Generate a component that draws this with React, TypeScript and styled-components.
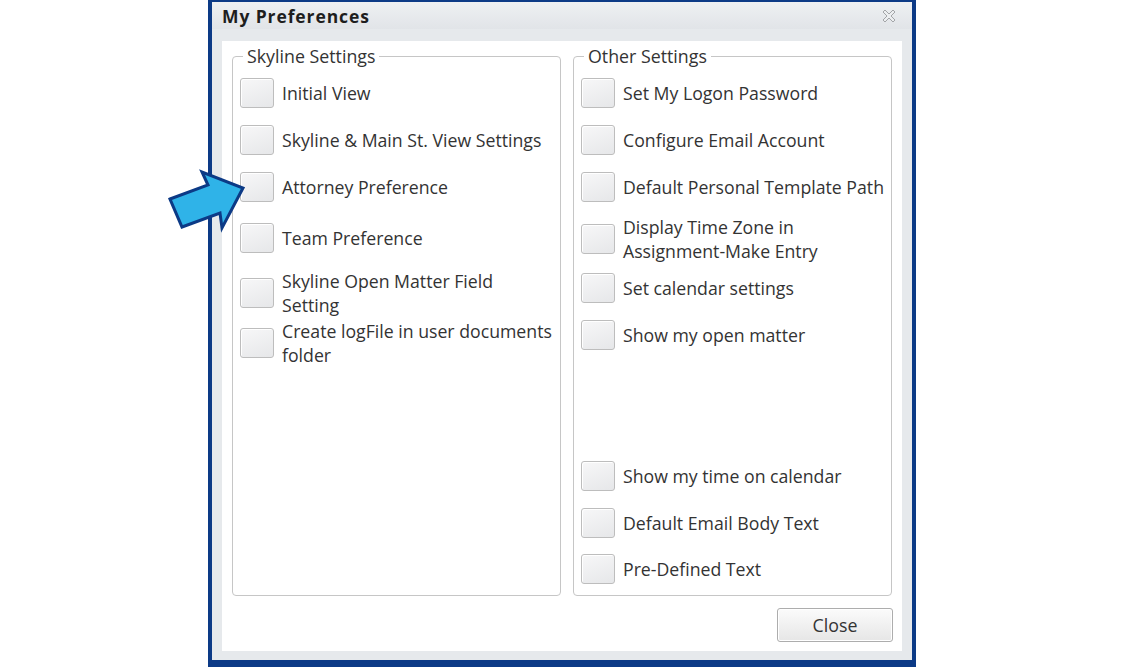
import React from 'react';
import styled, { createGlobalStyle } from 'styled-components';

const GlobalStyle = createGlobalStyle`
  html, body {
    margin: 0;
    padding: 0;
    background: #ffffff;
  }
  body {
    font-family: 'Open Sans', 'Liberation Sans', sans-serif;
    color: #333333;
  }
`;

const Page = styled.div`
  position: relative;
  width: 1123px;
  height: 667px;
  padding-left: 208px;
  box-sizing: border-box;
  overflow: hidden;
`;

const Dialog = styled.div`
  width: 708px;
  height: 667px;
  box-sizing: border-box;
  border: 4px solid #0c3a86;
  border-top-width: 2px;
  border-bottom-width: 7px;
  background: #eceef1;
  display: flex;
  flex-direction: column;
`;

const TitleBar = styled.div`
  height: 27px;
  flex: 0 0 27px;
  display: flex;
  align-items: center;
  justify-content: space-between;
  padding: 0 16px 0 10px;
  background: linear-gradient(#eef0f2, #e1e4e8);
`;

const Title = styled.div`
  font-size: 17.5px;
  font-weight: 700;
  color: #1e1e1e;
  letter-spacing: 0.9px;
  line-height: 22px;
`;

const Frame = styled.div`
  flex: 1;
  display: flex;
  padding: 12px 10px 9px 10px;
  background: #e6e9ec;
`;

const Panel = styled.div`
  flex: 1;
  display: flex;
  flex-direction: column;
  background: #ffffff;
  padding: 4px 10px 9px 10px;
`;

const Columns = styled.div`
  display: flex;
  gap: 12px;
  height: 551px;
`;

const GroupBox = styled.fieldset<{ $w: number }>`
  width: ${(p) => p.$w}px;
  box-sizing: border-box;
  margin: 0;
  padding: 0 7px;
  border: 1px solid #c6c6c6;
  border-radius: 4px;
  display: flex;
  flex-direction: column;
  min-width: 0;
`;

const Legend = styled.legend`
  font-size: 17.8px;
  line-height: 22px;
  padding: 0 4px;
  margin-left: 3px;
  color: #333333;
`;

const Row = styled.div<{ $mt: number }>`
  display: flex;
  align-items: center;
  gap: 8px;
  margin-top: ${(p) => p.$mt}px;
  min-height: 30px;
`;

const Box = styled.div`
  flex: 0 0 34px;
  width: 34px;
  height: 30px;
  box-sizing: border-box;
  border: 1px solid #bdbdbd;
  border-radius: 3px;
  background: linear-gradient(160deg, #f7f7f8, #e6e7e9);
  box-shadow: inset 1px 1px 0 #ffffff;
`;

const Label = styled.div`
  font-size: 17.7px;
  line-height: 24px;
  color: #333333;
  white-space: nowrap;
`;

const Footer = styled.div`
  display: flex;
  justify-content: flex-end;
  margin-top: 12px;
`;

const Button = styled.button`
  width: 116px;
  height: 34px;
  margin-right: -1px;
  border: 1px solid #adadad;
  border-radius: 3px;
  background: linear-gradient(#fbfbfb, #e6e6e6);
  box-shadow: inset 0 0 0 1px #ffffff;
  font-family: 'Open Sans', 'Liberation Sans', sans-serif;
  font-size: 17.8px;
  color: #333333;
  padding: 0;
`;

const ArrowMark = styled.svg`
  position: absolute;
  left: 160px;
  top: 160px;
  width: 100px;
  height: 80px;
  overflow: visible;
`;

type Item = { text: React.ReactNode; mt: number };

const LEFT: Item[] = [
  { text: 'Initial View', mt: 11 },
  { text: 'Skyline & Main St. View Settings', mt: 17 },
  { text: 'Attorney Preference', mt: 17 },
  { text: 'Team Preference', mt: 21 },
  { text: <>Skyline Open Matter Field<br />Setting</>, mt: 16 },
  { text: <>Create logFile in user documents<br />folder</>, mt: 2 },
];

const RIGHT: Item[] = [
  { text: 'Set My Logon Password', mt: 11 },
  { text: 'Configure Email Account', mt: 17 },
  { text: 'Default Personal Template Path', mt: 17 },
  { text: <>Display Time Zone in<br />Assignment-Make Entry</>, mt: 13 },
  { text: 'Set calendar settings', mt: 10 },
  { text: 'Show my open matter', mt: 17 },
  { text: 'Show my time on calendar', mt: 111 },
  { text: 'Default Email Body Text', mt: 17 },
  { text: 'Pre-Defined Text', mt: 16 },
];

const CloseIcon = () => (
  <svg width="14" height="14" viewBox="0 0 14 14">
    <polygon
      points="1,3 3,1 7,5 11,1 13,3 9,7 13,11 11,13 7,9 3,13 1,11 5,7"
      fill="#eceef0"
      stroke="#a3a5a8"
      strokeWidth="1"
      strokeLinejoin="miter"
    />
  </svg>
);

export default function App() {
  return (
    <>
      <GlobalStyle />
      <Page>
        <Dialog>
          <TitleBar>
            <Title>My Preferences</Title>
            <CloseIcon />
          </TitleBar>
          <Frame>
            <Panel>
              <Columns>
                <GroupBox $w={329}>
                  <Legend>Skyline Settings</Legend>
                  {LEFT.map((it, i) => (
                    <Row key={i} $mt={it.mt}>
                      <Box />
                      <Label>{it.text}</Label>
                    </Row>
                  ))}
                </GroupBox>
                <GroupBox $w={319}>
                  <Legend>Other Settings</Legend>
                  {RIGHT.map((it, i) => (
                    <Row key={i} $mt={it.mt}>
                      <Box />
                      <Label>{it.text}</Label>
                    </Row>
                  ))}
                </GroupBox>
              </Columns>
              <Footer>
                <Button>Close</Button>
              </Footer>
            </Panel>
          </Frame>
        </Dialog>
        <ArrowMark viewBox="0 0 100 80">
          <polygon
            points="10,39 48,25 42,12 83,28 62,68 60,53 22,67"
            fill="#2fb3e8"
            stroke="#0c3a86"
            strokeWidth="3"
            strokeLinejoin="miter"
          />
        </ArrowMark>
      </Page>
    </>
  );
}
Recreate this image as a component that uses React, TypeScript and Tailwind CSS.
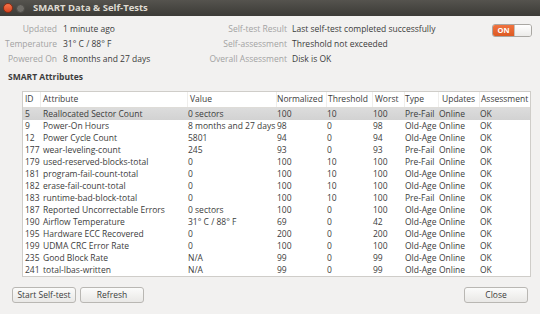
import React from 'react'

const font = { fontFamily: '"Open Sans", "Liberation Sans", sans-serif' }

interface Attr {
  id: string
  name: string
  value: string
  norm: string
  thresh: string
  worst: string
  type: string
}

const rows: Attr[] = [
  { id: '5', name: 'Reallocated Sector Count', value: '0 sectors', norm: '100', thresh: '10', worst: '100', type: 'Pre-Fail' },
  { id: '9', name: 'Power-On Hours', value: '8 months and 27 days', norm: '98', thresh: '0', worst: '98', type: 'Old-Age' },
  { id: '12', name: 'Power Cycle Count', value: '5801', norm: '94', thresh: '0', worst: '94', type: 'Old-Age' },
  { id: '177', name: 'wear-leveling-count', value: '245', norm: '93', thresh: '0', worst: '93', type: 'Pre-Fail' },
  { id: '179', name: 'used-reserved-blocks-total', value: '0', norm: '100', thresh: '10', worst: '100', type: 'Pre-Fail' },
  { id: '181', name: 'program-fail-count-total', value: '0', norm: '100', thresh: '10', worst: '100', type: 'Old-Age' },
  { id: '182', name: 'erase-fail-count-total', value: '0', norm: '100', thresh: '10', worst: '100', type: 'Old-Age' },
  { id: '183', name: 'runtime-bad-block-total', value: '0', norm: '100', thresh: '10', worst: '100', type: 'Pre-Fail' },
  { id: '187', name: 'Reported Uncorrectable Errors', value: '0 sectors', norm: '100', thresh: '0', worst: '100', type: 'Old-Age' },
  { id: '190', name: 'Airflow Temperature', value: '31° C / 88° F', norm: '69', thresh: '0', worst: '42', type: 'Old-Age' },
  { id: '195', name: 'Hardware ECC Recovered', value: '0', norm: '200', thresh: '0', worst: '200', type: 'Old-Age' },
  { id: '199', name: 'UDMA CRC Error Rate', value: '0', norm: '100', thresh: '0', worst: '100', type: 'Old-Age' },
  { id: '235', name: 'Good Block Rate', value: 'N/A', norm: '99', thresh: '0', worst: '99', type: 'Old-Age' },
  { id: '241', name: 'total-lbas-written', value: 'N/A', norm: '99', thresh: '0', worst: '99', type: 'Old-Age' },
]

// column widths, measured off the screenshot
const cols = ['w-[18px]', 'w-[147px]', 'w-[89px]', 'w-[50px]', 'w-[46px]', 'w-[32px]', 'w-[34px]', 'w-[41px]', 'flex-1']
const heads = ['ID', 'Attribute', 'Value', 'Normalized', 'Threshold', 'Worst', 'Type', 'Updates', 'Assessment']
const headPad = ['pl-[2px]', 'pl-[2px]', 'pl-[2px]', 'pl-0', 'pl-[1px]', 'pl-[2px]', 'pl-0', 'pl-[3px]', 'pl-[1px]']
const cellPad = ['pl-[2px]', 'pl-[2px]', 'pl-0', 'pl-0', 'pl-0', 'pl-0', 'pl-0', 'pl-0', 'pl-0']

function Button({ label, className = '' }: { label: string; className?: string }) {
  return (
    <button
      className={`h-[16px] w-[64px] rounded-[3px] border border-[#b9b7b3] bg-gradient-to-b from-[#fbfbfa] to-[#e9e8e6] text-[8.5px] leading-none text-[#3c3c3c] ${className}`}
    >
      {label}
    </button>
  )
}

export default function App() {
  return (
    <div className="flex h-[314px] w-[540px] flex-col overflow-hidden bg-[#f2f1f0] text-[#3c3c3c]" style={font}>
      <div className="flex h-[16px] items-center bg-gradient-to-b from-[#55534e] to-[#3c3b37]">
        <div className="ml-[3px] h-[10px] w-[10px] rounded-full border border-[#8a2d15] bg-gradient-to-b from-[#f7744a] to-[#d8441e]" />
        <div className="ml-[3px] h-[9px] w-[9px] rounded-full border border-[#4c4a46] bg-[#6f6d68]" />
        <span className="ml-[8px] text-[9.5px] font-bold text-[#dfdbd2]">SMART Data &amp; Self-Tests</span>
      </div>

      <div className="flex pt-[6px] text-[8.5px]">
        <div className="grid w-[200px] auto-rows-[15px] grid-cols-[57px_auto] items-center gap-x-[6px]">
          <span className="text-right text-[#a3a3a3]">Updated</span>
          <span>1 minute ago</span>
          <span className="text-right text-[#a3a3a3]">Temperature</span>
          <span>31° C / 88° F</span>
          <span className="text-right text-[#a3a3a3]">Powered On</span>
          <span>8 months and 27 days</span>
        </div>
        <div className="grid auto-rows-[15px] grid-cols-[87px_auto] items-center gap-x-[5px]">
          <span className="text-right text-[#a3a3a3]">Self-test Result</span>
          <span>Last self-test completed successfully</span>
          <span className="text-right text-[#a3a3a3]">Self-assessment</span>
          <span>Threshold not exceeded</span>
          <span className="text-right text-[#a3a3a3]">Overall Assessment</span>
          <span>Disk is OK</span>
        </div>
        <div className="ml-auto mr-[8px] mt-[2px] flex h-[13px] w-[40px] overflow-hidden rounded-[3px] border border-[#a9a7a3]">
          <div className="flex w-[21px] items-center justify-center bg-gradient-to-b from-[#f0733f] to-[#dd5a22] text-[7.5px] font-bold text-white">
            ON
          </div>
          <div className="flex-1 border-l border-[#c4c2be] bg-gradient-to-b from-white to-[#ecebe9]" />
        </div>
      </div>

      <div className="ml-[8px] mt-[4px] h-[12px] text-[8.5px] font-bold leading-[12px]">SMART Attributes</div>

      <div className="ml-[22px] mt-[8px] w-[509px] border border-[#cfcdc9] bg-white text-[8.5px]">
        <div className="flex h-[16px] items-center border-b border-[#dedcd8]">
          {heads.map((h, i) => (
            <div
              key={h}
              className={`${cols[i]} ${headPad[i]} flex h-full items-center ${i < 8 ? 'border-r border-[#efeeec]' : ''}`}
            >
              {h}
            </div>
          ))}
        </div>
        {rows.map((r, idx) => (
          <div
            key={r.id}
            className={`flex h-[12px] items-center leading-[12px] ${idx === 0 ? 'bg-gradient-to-b from-[#dcdcdc] to-[#d2d2d2]' : ''}`}
          >
            {[r.id, r.name, r.value, r.norm, r.thresh, r.worst, r.type, 'Online', 'OK'].map((v, i) => (
              <div key={i} className={`${cols[i]} ${cellPad[i]} whitespace-nowrap`}>
                {v}
              </div>
            ))}
          </div>
        ))}
      </div>

      <div className="mt-[10px] flex px-[12px]">
        <Button label="Start Self-test" />
        <Button label="Refresh" className="ml-[4px]" />
        <Button label="Close" className="ml-auto" />
      </div>
    </div>
  )
}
○ ○ ○
**Short problem**
Extract from the data every line where "components" shows up.

**Exercise output**
Generate a component that draws this with React, TypeScript and styled-components.
import styled, { createGlobalStyle } from 'styled-components';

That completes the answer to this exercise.